Mike Stanley doesn’t think we necessarily need to find that extra $700 million to $1 billion to fund the Green Line extension into Medford and Somerville.
Wouldn’t it be more convenient, he says, to build a cheaper network of on-demand private pods that you can ride along an elevated track?
He doesn’t think it’s a pod-in-the-sky dream. He and founders of a number of other companies insist “personal rapid transit” is the key to reducing congestion and improving transportation.
Stanley wants to build a 7.4-mile loop of overhead tracks around Cambridge and Somerville. Then, he says, you could hop into a lightweight, automated pod suspended above the street, and ride it nonstop to your destination along the track.
His startup, TransitX, has little funding besides friends and family. But he thinks he can raise enough money to build a system extending into Boston, Cambridge, and Somerville, at the estimated cost of $10 million a mile.
Stanley, who would try to underwrite the project entirely with private funds, says it would cost about $120 million for the loop around Somerville and Cambridge, which he thinks would make more financial sense than the Green Line extension. He doesn’t have a prototype ready, but is hoping to raise money for a local test track.
He’s not the only one pushing similar concepts. Just last month, a Minnesota company called JPods was talking with Boston officials about its personal rapid transit system.
Some politicians think it could be a good idea. State Senator Robert L. Hedlund, a Republican from Weymouth, introduced legislation that would allow such systems to be used in the state.
Personal rapid transit has been around for a while, but completed projects are few and far between. Morgantown, W.Va., home to West Virginia University, has the only one in the United States — and that was built in 1975 with funding from the Federal Transit Administration.
While an elevated-track system costs significantly less than a light rail or a subway line, the costs for a network serving a major city would still easily be in the hundreds of millions of dollars, officials say.
Mike Lester, chief executive of a Minnesota-based personal rapid transit company called Taxi2000, says he thinks cities are just afraid of being the first to install massive infrastructure for a little-known technology.

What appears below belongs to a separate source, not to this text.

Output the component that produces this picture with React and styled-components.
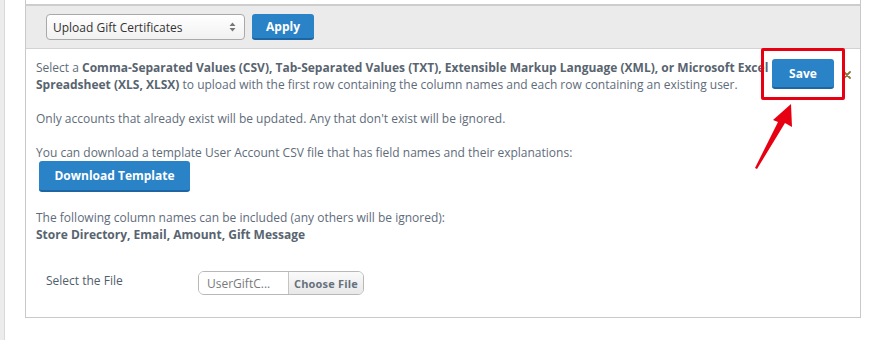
import React from 'react'
import styled, { createGlobalStyle } from 'styled-components'

const Global = createGlobalStyle`
  html, body { margin: 0; padding: 0; background: #fff; }
  body { font-family: "Open Sans", "Liberation Sans", sans-serif; font-size: 12px; color: #5e6c7a; }
`

export default function App() {
  return (
    <>
      <Global />
      <Page>
        <Sidebar />
        <Main>
          <Panel>
            <TopGap />
            <Toolbar>
              <Select>
                <span>Upload Gift Certificates</span>
                <SelectArrows>
                  <svg width="7" height="10" viewBox="0 0 7 10">
                    <path d="M3.5 0.5 L6.5 4 H0.5 Z M3.5 9.5 L6.5 6 H0.5 Z" fill="#777" />
                  </svg>
                </SelectArrows>
              </Select>
              <BlueButton $w={62} $h={26}>Apply</BlueButton>
            </Toolbar>
            <Body>
              <IntroRow>
                <IntroPara>
                  Select a <b>Comma-Separated Values (CSV), Tab-Separated Values (TXT), Extensible Markup Language (XML), or Microsoft Excel Spreadsheet (XLS, XLSX)</b> to upload with the first row containing the column names and each row containing an existing user.
                </IntroPara>
                <BlueButton $w={62} $h={30}>Save</BlueButton>
                <Close>
                  <svg width="8" height="8" viewBox="0 0 8 8">
                    <path d="M1 1 L7 7 M7 1 L1 7" stroke="#85773a" strokeWidth="1.8" strokeLinecap="round" />
                  </svg>
                </Close>
              </IntroRow>
              <Para>Only accounts that already exist will be updated. Any that don't exist will be ignored.</Para>
              <Para>You can download a template User Account CSV file that has field names and their explanations:</Para>
              <DownloadWrap>
                <BlueButton $w={151} $h={31}>Download Template</BlueButton>
              </DownloadWrap>
              <Para $gap={17}>
                The following column names can be included (any others will be ignored):
                <br />
                <b>Store Directory, Email, Amount, Gift Message</b>
              </Para>
              <FileRow>
                <FieldLabel>Select the File</FieldLabel>
                <FileInput>
                  <FileName>UserGiftC...</FileName>
                  <ChooseFile>Choose File</ChooseFile>
                </FileInput>
              </FileRow>
            </Body>
            <Highlight />
            <Arrow width="60" height="75" viewBox="0 0 60 75">
              <polygon points="4,68 27,22 22,20 40,4 41,27 34,23 6,69" fill="#e60012" />
            </Arrow>
          </Panel>
        </Main>
      </Page>
    </>
  )
}

const Page = styled.div`
  display: flex;
  height: 340px;
  overflow: hidden;
`

const Sidebar = styled.div`
  width: 4px;
  background: #ececec;
  border-right: 1px solid #d9d9d9;
  flex-shrink: 0;
`

const Main = styled.div`
  padding-left: 20px;
`

const Panel = styled.div`
  position: relative;
  width: 834px;
  border: 1px solid #c9c9c9;
  border-top: none;
`

const TopGap = styled.div`
  height: 4px;
  background: #fff;
`

const Toolbar = styled.div`
  display: flex;
  align-items: center;
  gap: 7px;
  height: 45px;
  box-sizing: border-box;
  padding: 0 0 0 20px;
  background: #ebebeb;
  border-top: 2px solid #cdcdcd;
  border-bottom: 1px solid #d2d2d2;
`

const Select = styled.div`
  display: flex;
  align-items: center;
  justify-content: space-between;
  width: 199px;
  height: 26px;
  box-sizing: border-box;
  padding: 0 8px 0 6px;
  border: 1px solid #a9a9a9;
  border-radius: 4px;
  background: linear-gradient(#ffffff, #f1f1f1);
  color: #333;
  font-size: 12px;
`

const SelectArrows = styled.span`
  display: flex;
`

const BlueButton = styled.div`
  display: flex;
  align-items: center;
  justify-content: center;
  flex-shrink: 0;
  width: ${p => p.$w}px;
  height: ${p => p.$h}px;
  box-sizing: border-box;
  background: #2a82c7;
  border-bottom: 2px solid #1d66a3;
  border-radius: 3px;
  color: #fff;
  font-weight: 700;
  font-size: 12px;
`

const Body = styled.div`
  padding: 10px 10px 22px 10px;
`

const IntroRow = styled.div`
  display: flex;
  align-items: flex-start;
`

const Para = styled.p`
  margin: ${p => (p.$gap ?? 0)}px 0 17px;
  line-height: 17px;
  b { font-weight: 700; color: #58646f; }
`

const IntroPara = styled(Para)`
  flex: 0 0 740px;
  margin-right: -4px;
`

const Close = styled.span`
  display: flex;
  margin: 12px 0 0 9px;
`

const DownloadWrap = styled.div`
  margin: -17px 0 0 3px;
`

const FileRow = styled.div`
  display: flex;
  align-items: center;
  margin-top: 28px;
  padding-left: 10px;
`

const FieldLabel = styled.div`
  width: 152px;
  margin-top: -6px;
  color: #4f5e6c;
`

const FileInput = styled.div`
  display: flex;
  width: 166px;
  height: 24px;
  box-sizing: border-box;
  border: 1px solid #b8b8b8;
  border-radius: 6px;
  overflow: hidden;
`

const FileName = styled.div`
  display: flex;
  align-items: center;
  width: 81px;
  padding-left: 8px;
  border-right: 1px solid #c4c4c4;
  color: #7a7a7a;
  background: #fff;
`

const ChooseFile = styled.div`
  flex: 1;
  display: flex;
  align-items: center;
  justify-content: center;
  background: linear-gradient(#fafafa, #e8e8e8);
  color: #66717c;
  font-weight: 700;
  font-size: 11px;
  letter-spacing: 0.2px;
`

const Highlight = styled.div`
  position: absolute;
  left: 735px;
  top: 48px;
  width: 84px;
  height: 52px;
  box-sizing: border-box;
  border: 3px solid #e60012;
  border-radius: 2px;
`

const Arrow = styled.svg`
  position: absolute;
  left: 725px;
  top: 100px;
`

He said he believes the systems are on the verge of taking off.
“It used to be, ‘That’s for the future,’ ” he said. “Well, the future is right now.”
T launches recycling effort
The MBTA wants you to recycle — and it wants companies to use its big recycling kiosks to advertise their wares.
Starting last week, patrons traveling through the Red Line’s Alewife Station are faced with two 7-foot-tall kiosks made out of — you guessed it — recycled materials. Almost 3,000 plastic jugs went into making the kiosks, according to Tim Lasker, the T’s sustainability specialist.
T officials made a big show of the new initiative involving MassRecycle, the Massachusetts Beverage Association, and Casella Recycling. Frank DePaola, the agency’s interim general manager, and Cambridge Mayor David Maher joined representatives from the T’s recycling partners Wednesday to unveil the new receptacles.
T officials are hoping the big kiosks will encourage riders to discard their plastic bottles and scrap paper responsibly.
Lasker said the project has been nine months in the making, and is long overdue.
“It’s just the right thing to do,” he said.
The T must pay trash collectors more for removing recyclables from the agency’s stations. But Lasker believes the kiosks will help pay for those extra costs — and maybe even generate revenue for the T — if companies start buying ad space on them.
Until companies take up those spaces for their ads, the kiosks will feature fun facts about recycling.
For example, did you know that recycling one aluminum can will save enough energy to listen to a full album on whatever device you use to listen to music?